---------- Dataset extract

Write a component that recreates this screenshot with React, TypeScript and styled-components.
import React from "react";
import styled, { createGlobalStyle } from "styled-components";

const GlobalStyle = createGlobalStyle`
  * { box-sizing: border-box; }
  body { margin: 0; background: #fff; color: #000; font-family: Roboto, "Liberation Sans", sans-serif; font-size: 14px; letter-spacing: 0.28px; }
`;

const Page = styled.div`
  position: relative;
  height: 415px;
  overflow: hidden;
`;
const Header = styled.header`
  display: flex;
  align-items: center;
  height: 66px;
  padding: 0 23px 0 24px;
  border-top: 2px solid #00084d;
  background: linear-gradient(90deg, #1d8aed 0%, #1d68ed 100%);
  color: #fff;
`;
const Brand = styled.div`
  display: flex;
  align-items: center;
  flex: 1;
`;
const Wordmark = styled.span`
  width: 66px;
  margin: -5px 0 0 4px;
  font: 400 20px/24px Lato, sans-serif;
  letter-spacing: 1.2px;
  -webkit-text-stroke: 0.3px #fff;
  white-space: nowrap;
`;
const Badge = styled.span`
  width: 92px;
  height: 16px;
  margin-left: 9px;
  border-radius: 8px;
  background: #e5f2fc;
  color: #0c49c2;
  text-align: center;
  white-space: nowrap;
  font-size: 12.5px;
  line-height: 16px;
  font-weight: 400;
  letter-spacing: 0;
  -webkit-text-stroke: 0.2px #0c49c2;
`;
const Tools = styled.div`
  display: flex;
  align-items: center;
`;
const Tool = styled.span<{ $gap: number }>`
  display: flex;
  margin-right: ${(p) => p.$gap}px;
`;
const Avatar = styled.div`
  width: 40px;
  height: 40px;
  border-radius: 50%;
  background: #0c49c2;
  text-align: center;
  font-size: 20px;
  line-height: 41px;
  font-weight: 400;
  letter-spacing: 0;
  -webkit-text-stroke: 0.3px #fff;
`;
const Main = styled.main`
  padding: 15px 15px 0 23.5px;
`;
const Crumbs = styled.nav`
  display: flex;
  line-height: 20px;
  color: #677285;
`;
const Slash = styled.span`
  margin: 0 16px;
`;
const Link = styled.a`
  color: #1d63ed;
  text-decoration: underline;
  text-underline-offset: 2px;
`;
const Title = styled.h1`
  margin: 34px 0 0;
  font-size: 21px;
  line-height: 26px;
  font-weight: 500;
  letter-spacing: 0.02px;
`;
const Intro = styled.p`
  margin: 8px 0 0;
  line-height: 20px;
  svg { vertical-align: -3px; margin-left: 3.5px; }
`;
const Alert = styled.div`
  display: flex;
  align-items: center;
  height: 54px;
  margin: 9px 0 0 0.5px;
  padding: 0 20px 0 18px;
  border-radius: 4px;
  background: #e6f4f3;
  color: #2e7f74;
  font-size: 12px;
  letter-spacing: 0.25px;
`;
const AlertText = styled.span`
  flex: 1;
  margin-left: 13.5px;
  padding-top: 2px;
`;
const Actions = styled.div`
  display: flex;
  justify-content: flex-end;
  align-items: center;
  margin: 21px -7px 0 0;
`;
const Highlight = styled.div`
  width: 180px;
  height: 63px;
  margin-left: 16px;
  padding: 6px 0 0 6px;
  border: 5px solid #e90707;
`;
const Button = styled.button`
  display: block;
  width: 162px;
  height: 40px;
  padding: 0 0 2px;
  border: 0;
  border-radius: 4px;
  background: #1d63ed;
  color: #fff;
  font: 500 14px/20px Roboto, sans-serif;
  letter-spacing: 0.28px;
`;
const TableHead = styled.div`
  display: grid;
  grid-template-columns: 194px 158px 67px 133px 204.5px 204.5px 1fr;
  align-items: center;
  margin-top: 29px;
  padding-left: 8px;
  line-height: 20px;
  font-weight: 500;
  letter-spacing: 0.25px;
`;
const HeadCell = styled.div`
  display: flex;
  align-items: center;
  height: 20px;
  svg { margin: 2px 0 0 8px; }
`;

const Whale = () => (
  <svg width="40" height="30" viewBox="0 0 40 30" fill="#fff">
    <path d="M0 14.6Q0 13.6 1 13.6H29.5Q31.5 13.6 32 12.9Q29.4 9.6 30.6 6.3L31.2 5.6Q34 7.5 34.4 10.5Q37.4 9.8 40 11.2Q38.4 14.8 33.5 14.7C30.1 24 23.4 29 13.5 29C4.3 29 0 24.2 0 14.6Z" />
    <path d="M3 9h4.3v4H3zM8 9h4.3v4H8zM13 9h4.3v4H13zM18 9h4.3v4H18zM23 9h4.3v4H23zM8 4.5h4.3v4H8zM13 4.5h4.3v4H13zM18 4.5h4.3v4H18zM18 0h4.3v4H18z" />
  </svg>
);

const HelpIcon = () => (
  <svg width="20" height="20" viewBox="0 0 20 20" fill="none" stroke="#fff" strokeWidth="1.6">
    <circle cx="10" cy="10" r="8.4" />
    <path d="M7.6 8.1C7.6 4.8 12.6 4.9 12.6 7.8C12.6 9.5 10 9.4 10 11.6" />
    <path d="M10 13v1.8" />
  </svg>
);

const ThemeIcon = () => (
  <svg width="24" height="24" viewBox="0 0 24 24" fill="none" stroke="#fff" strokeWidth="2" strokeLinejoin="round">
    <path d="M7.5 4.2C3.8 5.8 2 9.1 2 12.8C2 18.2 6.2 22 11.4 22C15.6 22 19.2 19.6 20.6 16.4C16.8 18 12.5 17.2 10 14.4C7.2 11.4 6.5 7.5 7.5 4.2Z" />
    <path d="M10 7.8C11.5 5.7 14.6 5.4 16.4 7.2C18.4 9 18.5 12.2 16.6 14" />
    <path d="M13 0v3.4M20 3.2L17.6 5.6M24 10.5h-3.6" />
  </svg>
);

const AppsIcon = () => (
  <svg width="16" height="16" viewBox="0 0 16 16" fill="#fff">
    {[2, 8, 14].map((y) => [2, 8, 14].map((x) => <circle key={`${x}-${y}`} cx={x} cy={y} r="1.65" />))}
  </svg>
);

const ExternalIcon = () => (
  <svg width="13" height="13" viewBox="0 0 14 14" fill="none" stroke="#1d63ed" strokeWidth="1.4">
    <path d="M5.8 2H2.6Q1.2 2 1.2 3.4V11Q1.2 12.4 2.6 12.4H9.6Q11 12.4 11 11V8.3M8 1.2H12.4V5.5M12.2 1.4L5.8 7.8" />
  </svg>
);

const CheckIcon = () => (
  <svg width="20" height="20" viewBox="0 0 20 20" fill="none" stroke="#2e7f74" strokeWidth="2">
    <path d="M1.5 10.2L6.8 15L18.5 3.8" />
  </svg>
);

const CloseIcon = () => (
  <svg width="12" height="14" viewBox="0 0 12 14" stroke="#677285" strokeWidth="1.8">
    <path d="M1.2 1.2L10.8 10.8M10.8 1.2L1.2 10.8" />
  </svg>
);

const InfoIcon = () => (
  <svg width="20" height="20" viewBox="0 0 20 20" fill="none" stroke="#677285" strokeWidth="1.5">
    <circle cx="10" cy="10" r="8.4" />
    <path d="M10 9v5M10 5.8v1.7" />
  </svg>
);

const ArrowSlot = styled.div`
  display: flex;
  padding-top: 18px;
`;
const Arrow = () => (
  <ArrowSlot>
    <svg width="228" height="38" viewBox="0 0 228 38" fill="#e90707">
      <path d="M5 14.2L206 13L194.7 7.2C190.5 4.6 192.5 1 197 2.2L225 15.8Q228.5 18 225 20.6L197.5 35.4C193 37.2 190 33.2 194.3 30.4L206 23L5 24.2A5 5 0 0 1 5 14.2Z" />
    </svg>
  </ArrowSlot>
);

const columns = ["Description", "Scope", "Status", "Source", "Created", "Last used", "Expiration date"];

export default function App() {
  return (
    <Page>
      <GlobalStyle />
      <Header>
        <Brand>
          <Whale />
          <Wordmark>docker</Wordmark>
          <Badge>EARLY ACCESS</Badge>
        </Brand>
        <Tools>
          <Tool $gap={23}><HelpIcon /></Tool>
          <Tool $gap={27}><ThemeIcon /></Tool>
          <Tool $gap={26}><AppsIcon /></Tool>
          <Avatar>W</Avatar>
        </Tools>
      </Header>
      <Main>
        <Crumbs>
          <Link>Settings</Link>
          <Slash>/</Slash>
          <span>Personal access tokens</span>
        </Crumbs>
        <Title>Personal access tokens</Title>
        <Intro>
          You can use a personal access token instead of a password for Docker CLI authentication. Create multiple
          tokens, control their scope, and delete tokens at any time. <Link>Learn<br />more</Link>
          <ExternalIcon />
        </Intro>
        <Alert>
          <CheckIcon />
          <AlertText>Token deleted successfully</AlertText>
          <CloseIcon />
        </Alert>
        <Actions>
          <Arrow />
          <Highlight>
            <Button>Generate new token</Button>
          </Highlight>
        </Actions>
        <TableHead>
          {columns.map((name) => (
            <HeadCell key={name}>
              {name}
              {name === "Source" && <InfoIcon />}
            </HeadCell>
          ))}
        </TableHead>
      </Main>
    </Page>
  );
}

--------------------

The problem
Gather all lines where the word "components" appears.

Answer in full
Write a component that recreates this screenshot with React, TypeScript and styled-components.
import styled, { createGlobalStyle } from "styled-components";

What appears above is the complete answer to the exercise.